The following post is my next installment in a writing project that began on 20 October. Although it stands on its own as an essay, you can view it in context if you work forward from the first entry in the series.
The next step in this series is to start talking about my upbringing and why it led to problems with mood instability. This shifts the focus from viewing the general picture to looking at a particular case. And yet, what follows is not just my story, but every story. The details differ, but we all have suffered good and bad times, we’ve all been hurt, and we’ve all learned from experience. We’ve also all developed in a womb and we face the same end. In truth, the differences are far less impressive than the similarities. Keep that in mind while reading my unique personal history, and pay attention to how my particular trajectory reflects the human condition as we all live it.
At the outset of this writing project I said this story would start at the beginning. So let’s go right back to my first moment: that of conception. I don’t mean to raise the abortion debate here, so understand that my point isn’t necessarily that my soul manifested at the exact instant a minuscule, writhing spermatozoon from my dad penetrated the massive, nutrient packed ovum produced by my mom. But until then, the universe had never before seen that precise combination of genetic and epigenetic information gathered in a single cell. At that moment, a goodly portion of my fate was sealed.
The moodiness so common in my mother’s family (as well as her artistic sensibilities) and the alcoholism so common among my father’s relations (as well is his analytical prowess) were carried forward to me in that mix of DNA. But just how moody, artistic, alcoholic, or analytical I became remained to be shaped by time and circumstance.
As the fertilized egg divided, then divided again, as it grew into a solid ball of cells in those first few hours and days, it was affected by the chemical mix of my mother’s fluids. Her hormones and cellular messages affected my rapidly expanding mass of protoplasm. By the time I implanted in her uterine wall and the love affair of blood vessels known as a placenta formed, I’d already tapped many sources of information not present at conception. As I developed in her uterus, my little growing body continued to be affected by myriad substances, sounds, and motions. Her breathing and heart rate formed the universe of my mood at that time. If she felt worried and depressed, I shivered in my dark, watery world. If she laughed with ecstatic delight, I shimmied with pleasure.
And if she took a medication, which was commonly done by pregnant women in those days, I took it too. If pesticides entered her bloodstream, they entered mine. When she smoked or drank, I felt the rush of nicotine or the loosening of alcohol. If she walked near the exhaust of an automobile, the fumes from leaded gasoline entered her lungs and moments later a heavy metal circulated through my nervous system as it produced millions of vulnerable growing cells each hour.

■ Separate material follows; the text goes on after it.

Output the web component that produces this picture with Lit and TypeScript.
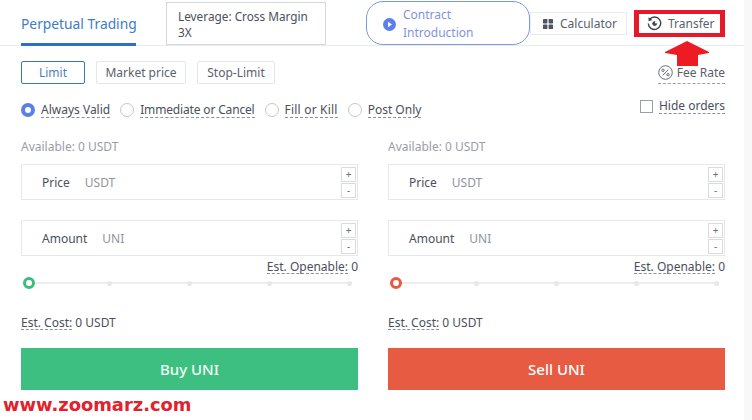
import { LitElement, html, css } from "lit";
import { customElement } from "lit/decorators.js";

@customElement("app-root")
export class AppRoot extends LitElement {
  static styles = css`
    :host { display: block; width: 752px; height: 420px; position: relative; overflow: hidden; background: #fff;
      font-family: "Noto Sans", "Open Sans", sans-serif; font-size: 12px; color: #4a4f5c; }
    .strip { position: absolute; top: 0; bottom: 0; right: 0; width: 8px; background: #f8f8f9; }
    .page { width: 744px; height: 420px; box-sizing: border-box; display: flex; flex-direction: column; }
    .head { height: 46px; box-sizing: border-box; border-bottom: 1px solid #e8ecf2; display: flex; align-items: flex-end; padding-left: 21px; }
    .tab { width: 115px; height: 46px; box-sizing: border-box; border-bottom: 3px solid #2b6fc6; margin-bottom: -1px; color: #3d7cc9; font-size: 13.8px; line-height: 48px; white-space: nowrap; }
    .lev { margin-left: 30px; width: 160px; height: 43px; box-sizing: border-box; border: 1px solid #d4d7de; padding: 0 11px; font-size: 11.8px; line-height: 16px; display: flex; flex-direction: column; justify-content: center; color: #4a4f5c; background: #fff; }
    .pill { margin-left: 40px; width: 164px; height: 44px; box-sizing: border-box; border: 1px solid #7d9ad6; border-radius: 17px; display: flex; align-items: center; padding: 2px 0 0 16px; gap: 7px; color: #7f93e0; line-height: 18px; }
    .calc { width: 97px; height: 23px; margin-bottom: 10px; box-sizing: border-box; border: 1px solid #e8ecf2; display: flex; align-items: center; padding-left: 12px; gap: 7px; color: #5a5f6b; }
    .trans { margin-left: 12px; width: 85px; height: 23px; margin-bottom: 10px; display: flex; align-items: center; padding-left: 8px; gap: 6px; color: #5a5f6b; }
    .orders { display: flex; justify-content: space-between; padding: 15px 19px 0 21px; height: 24px; }
    .obtns { display: flex; gap: 11px; }
    .ob { height: 23px; box-sizing: border-box; border: 1px solid #e3e6ec; border-radius: 2px; display: flex; align-items: center; justify-content: center; color: #5a5f6b; }
    .ob.on { border-color: #3677b5; color: #4d7fb8; }
    .w64 { width: 64px; }
    .w90 { width: 90px; }
    .w78 { width: 78px; }
    .fee { display: flex; align-items: center; gap: 4px; height: 21px; padding-top: 4px; border-bottom: 1px dashed #9a9ea8; margin-top: -3px; color: #5a5f6b; }
    .opts { display: flex; justify-content: space-between; padding: 14px 19px 0 21px; height: 22px; }
    .radios { display: flex; gap: 10px; }
    .r { display: flex; gap: 6px; align-items: center; }
    .dot { width: 14px; height: 14px; box-sizing: border-box; border-radius: 50%; border: 1px solid #c4c7cf; }
    .dot.on { border: 4px solid #5a80e6; background: #fff; }
    .dash { border-bottom: 1px dashed #8a8e98; line-height: 15px; color: #4a4f5c; white-space: nowrap; }
    .tight { letter-spacing: -0.16px; }
    .loose { letter-spacing: 0.2px; }
    .hide { display: flex; gap: 6px; align-items: center; margin-top: -4px; height: 22px; }
    .box { width: 13px; height: 13px; box-sizing: border-box; border: 1px solid #9a9ea8; }
    .cols { display: flex; gap: 30px; padding: 0 19px 0 21px; margin-top: 17px; }
    .col { width: 337px; display: flex; flex-direction: column; }
    .avail { height: 18px; line-height: 18px; color: #9a9ea8; margin-bottom: 8px; }
    .field { height: 36px; box-sizing: border-box; border: 1px solid #e6e8ee; display: flex; align-items: center; padding-left: 20px; }
    .field + .field { margin-top: 20px; }
    .lab { color: #4a4f5c; margin-right: 15px; }
    .unit { color: #8f939d; }
    .step { margin-left: auto; margin-right: 1px; display: flex; flex-direction: column; gap: 1px; }
    .step span { width: 15px; height: 15px; box-sizing: border-box; border: 1px solid #d8dbe2; font-size: 10px; line-height: 13px; text-align: center; color: #6a6e78; }
    .open { text-align: right; height: 14px; line-height: 14px; margin-top: 4px; color: #4a4f5c; }
    .open .dash { display: inline-block; line-height: 12px; }
    .slider { height: 14px; margin-top: 2px; display: flex; align-items: center; gap: 75px; padding-left: 2px; background: linear-gradient(#eceef2, #eceef2) center / 100% 2px no-repeat; background-origin: content-box; margin-right: 6px; }
    .thumb { width: 12px; height: 12px; box-sizing: border-box; border-radius: 50%; border: 3px solid #3dbd7d; background: #fff; margin-right: -3.5px; }
    .thumb.red { border-color: #e65a43; }
    .tick { width: 5px; height: 5px; border-radius: 50%; background: #e6e8ee; }
    .cost { margin-top: 26px; height: 18px; line-height: 14px; color: #4a4f5c; }
    .cost .dash { display: inline-block; line-height: 12px; }
    .act { margin-top: 14px; height: 42px; color: #f4fff8; font: 500 15px "Noto Sans", sans-serif; display: flex; align-items: center; justify-content: center; }
    .buy { background: #3cbf80; }
    .sell { background: #e65b42; color: #fff; }
    .mark { margin: 3px 0 0 3px; color: #e3202c; font: bold 17.9px "DejaVu Sans", sans-serif; line-height: 24px; }
    .hl { position: absolute; left: 634px; top: 10px; width: 91px; height: 27px; box-sizing: border-box; border-style: solid; border-width: 4px 5px; border-color: #e6192b; }
    .arrow { position: absolute; left: 664px; top: 40px; }
  `;

  private field(label: string, unit: string) {
    return html`<div class="field"><span class="lab">${label}</span><span class="unit">${unit}</span>
      <div class="step"><span>+</span><span>-</span></div></div>`;
  }

  private col(kind: "buy" | "sell", label: string) {
    return html`<div class="col">
      <div class="avail">Available: 0 USDT</div>
      ${this.field("Price", "USDT")}
      ${this.field("Amount", "UNI")}
      <div class="open"><span class="dash">Est. Openable:</span> 0</div>
      <div class="slider">
        <span class="thumb ${kind === "sell" ? "red" : ""}"></span>
        <span class="tick"></span><span class="tick"></span><span class="tick"></span><span class="tick"></span>
      </div>
      <div class="cost"><span class="dash">Est. Cost:</span> 0 USDT</div>
      <div class="act ${kind}">${label}</div>
    </div>`;
  }

  render() {
    return html`
      <div class="strip"></div>
      <div class="page">
        <div class="head">
          <div class="tab">Perpetual Trading</div>
          <div class="lev"><div>Leverage: Cross Margin</div><div>3X</div></div>
          <div class="pill">
            <svg width="13" height="13" viewBox="0 0 13 13">
              <circle cx="6.5" cy="6.5" r="6.5" fill="#5b7ff0"/><path d="M5 3.8 9 6.5 5 9.2z" fill="#fff"/>
            </svg>
            <div>Contract<br />Introduction</div>
          </div>
          <div class="calc">
            <svg width="10" height="10" viewBox="0 0 10 10" fill="#4f5561">
              <rect width="4.4" height="4.4" rx=".6"/><rect x="5.6" width="4.4" height="4.4" rx=".6"/>
              <rect y="5.6" width="4.4" height="4.4" rx=".6"/><rect x="5.6" y="5.6" width="4.4" height="4.4" rx=".6"/>
            </svg>
            Calculator
          </div>
          <div class="trans">
            <svg width="15" height="15" viewBox="0 0 15 15" fill="none" stroke="#3e4450" stroke-width="1.4">
              <path d="M2.6 3.4A6.2 6.2 0 1 1 1.3 7.5"/>
              <path d="M1.5 1.2 1.6 5.2 5.4 4z" fill="#3e4450" stroke="none"/>
              <circle cx="7.7" cy="7.6" r="2.4" fill="#3e4450" stroke="none"/>
              <circle cx="9" cy="6.4" r="1.1" fill="#fff" stroke="none"/>
            </svg>
            Transfer
          </div>
        </div>
        <div class="orders">
          <div class="obtns">
            <div class="ob on w64">Limit</div>
            <div class="ob w90">Market price</div>
            <div class="ob w78">Stop-Limit</div>
          </div>
          <div class="fee">
            <svg width="15" height="15" viewBox="0 0 15 15" fill="none" stroke="#6a6e78">
              <circle cx="7.5" cy="7.5" r="6.8"/><path d="M10.2 4.6 4.8 10.4"/>
              <circle cx="5" cy="5.3" r="1.2"/><circle cx="10" cy="9.7" r="1.2"/>
            </svg>
            Fee Rate
          </div>
        </div>
        <div class="opts">
          <div class="radios">
            <div class="r"><span class="dot on"></span><span class="dash">Always Valid</span></div>
            <div class="r"><span class="dot"></span><span class="dash tight">Immediate or Cancel</span></div>
            <div class="r"><span class="dot"></span><span class="dash loose">Fill or Kill</span></div>
            <div class="r"><span class="dot"></span><span class="dash">Post Only</span></div>
          </div>
          <div class="hide"><span class="box"></span><span class="dash">Hide orders</span></div>
        </div>
        <div class="cols">
          ${this.col("buy", "Buy UNI")}
          ${this.col("sell", "Sell UNI")}
        </div>
        <div class="mark">www.zoomarz.com</div>
      </div>
      <div class="hl"></div>
      <svg class="arrow" width="46" height="27" viewBox="0 0 46 27">
        <path d="M23 1 45 12 45 13 34 15 34 26 13 26 13 15 1 13 1 12z" fill="#ed1c24"/>
      </svg>
    `;
  }
}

At the same time, the thousands of genes on my DNA molecules were orchestrating my formation. My sex, coloration, facial features, and internal arrangements were laid down. I took the form of a European male baby because I carried European genes and a Y chromosome. It is likely that brain structures were genetically shaped in ways that determined many personality traits: my introversion, my sensitivity, maybe even my seriousness.
And yet all these genetic traits were modified at every moment by countless influences from outside. The genes were painting my portrait using pigments acquired from the environment.
Did a separate soul enter at some point? Did a consciousness already familiar with birth and death take residence in that little baby growing inside a moody woman in 1958? Do we play this game of life over and over as reincarnationists believe? It isn’t possible to be sure. I’ve read the evidence that supports the concept and find it intriguing but not quite decisive. The jury is out. But there is little doubt that the person who I became differs in important ways from everyone else in my family, even as we also share many traits. Whence the source of that uniqueness? Genes? Environment? Prior lives? The touch of God?
All I know for sure is that the day came when my mother’s womb decided my time had come, and uterine contractions pushed me into the waiting world. For better or worse, my qualities were already guiding me down my own unique path. Even at that early stage I was already the product of both my genes and the emotional and chemical milieu which formed me, which nurtured me as I grew from a single cell into a lively baby in just nine months.